ICICI Bank (ICBK.NS), India’s No. 1 private sector lender, opened 101 so-called “grameen”, or rural, branches in regions without banks in December alone, bringing its total to 400.
To fund its loans, Ratnakar pays high deposit rates -- 5.5 percent on savings accounts, compared with 4 percent at most Indian banks, and its total deposit cost averages 8.9 percent, compared with the industry average of 6 percent.
Ratnakar’s operating expense of 2.67 percent of average assets is higher than the industry average of 1.7 percent.
“Cost is high, but I don’t think costs will always remain high,” said Ahuja, Ratnakar’s head of strategy. “As we build scale, cost of servicing and acquisition comes down.”
Vishwavir Ahuja, Ratnakar’s CEO, ran the Indian operations of Bank of America (BAC.N) for 27 years. He took over his current role in a 2010 management overhaul that brought in a handful of executives from Wall Street and global banks.
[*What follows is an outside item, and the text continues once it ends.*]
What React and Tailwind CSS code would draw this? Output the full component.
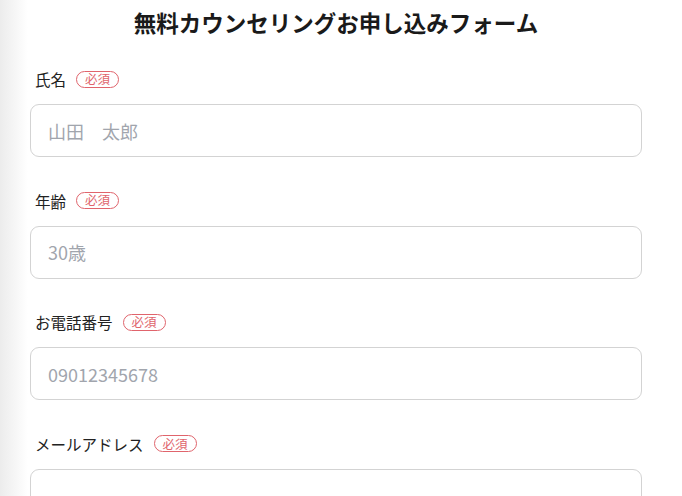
import React from 'react';

const fields = [
  { label: '氏名', placeholder: '山田　太郎', type: 'text' },
  { label: '年齢', placeholder: '30歳', type: 'text' },
  { label: 'お電話番号', placeholder: '09012345678', type: 'tel' },
  { label: 'メールアドレス', placeholder: '', type: 'email' },
];

const Field = ({ label, placeholder, type }) => (
  <div className="mb-[32.6px]">
    <label className="flex items-center h-[22px] pl-[5px] text-[15.5px] leading-[22px] text-[#222222]">
      <span>{label}</span>
      <span className="ml-[10px] flex items-center justify-center h-[17px] px-[8px] rounded-full border border-[#e0646c] text-[12.5px] leading-none text-[#e0646c]">
        必須
      </span>
    </label>
    <input
      type={type}
      placeholder={placeholder}
      className="mt-[14px] block w-full h-[53px] rounded-[9px] border border-[#d3d3d3] bg-white px-[17px] text-[18px] text-[#222222] placeholder:text-[#a1a5ad] outline-none"
    />
  </div>
);

export default function App() {
  return (
    <div
      className="relative min-h-[496px] w-[682px] overflow-hidden bg-white"
      style={{ fontFamily: '"Noto Sans CJK JP", "Noto Sans", sans-serif' }}
    >
      <div className="absolute left-0 top-0 bottom-0 w-[28px] bg-gradient-to-r from-[#ececec] to-white pointer-events-none" />
      <form className="relative ml-[30px] w-[612px] pt-[6px]">
        <h1 className="h-[32px] text-center text-[22.5px] font-bold leading-[32px] text-[#1a1a1a]">
          無料カウンセリングお申し込みフォーム
        </h1>
        <div className="mt-[30px]">
          {fields.map((f) => (
            <Field key={f.label} {...f} />
          ))}
        </div>
      </form>
    </div>
  );
}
The bank’s net interest margin, a key gauge of profitability, stands at 3.58 percent compared with 3.07 percent for ICICI.
Rural banking involves a lot of risk in a country where a majority of the population lacks financial literacy and credit culture has yet to evolve. Poor Internet connectivity in the hinterland along with meagre savings and disposable income in the villages add to the challenges.
Even so, spending in rural India, which accounts for about 68 percent of total households in the country, outpaced that in urban areas between fiscal years 2010 and 2012, the first time in nearly 25 years, according to Crisil Research, indicating these markets could present better opportunities.
For Ratnakar, capitalising on that means thinking small. The bank, for example, lends up to $450 to women deep in Maharashtra state to help them buy cows.
“All banks are seeing this as a great opportunity,” said CEO Ahuja.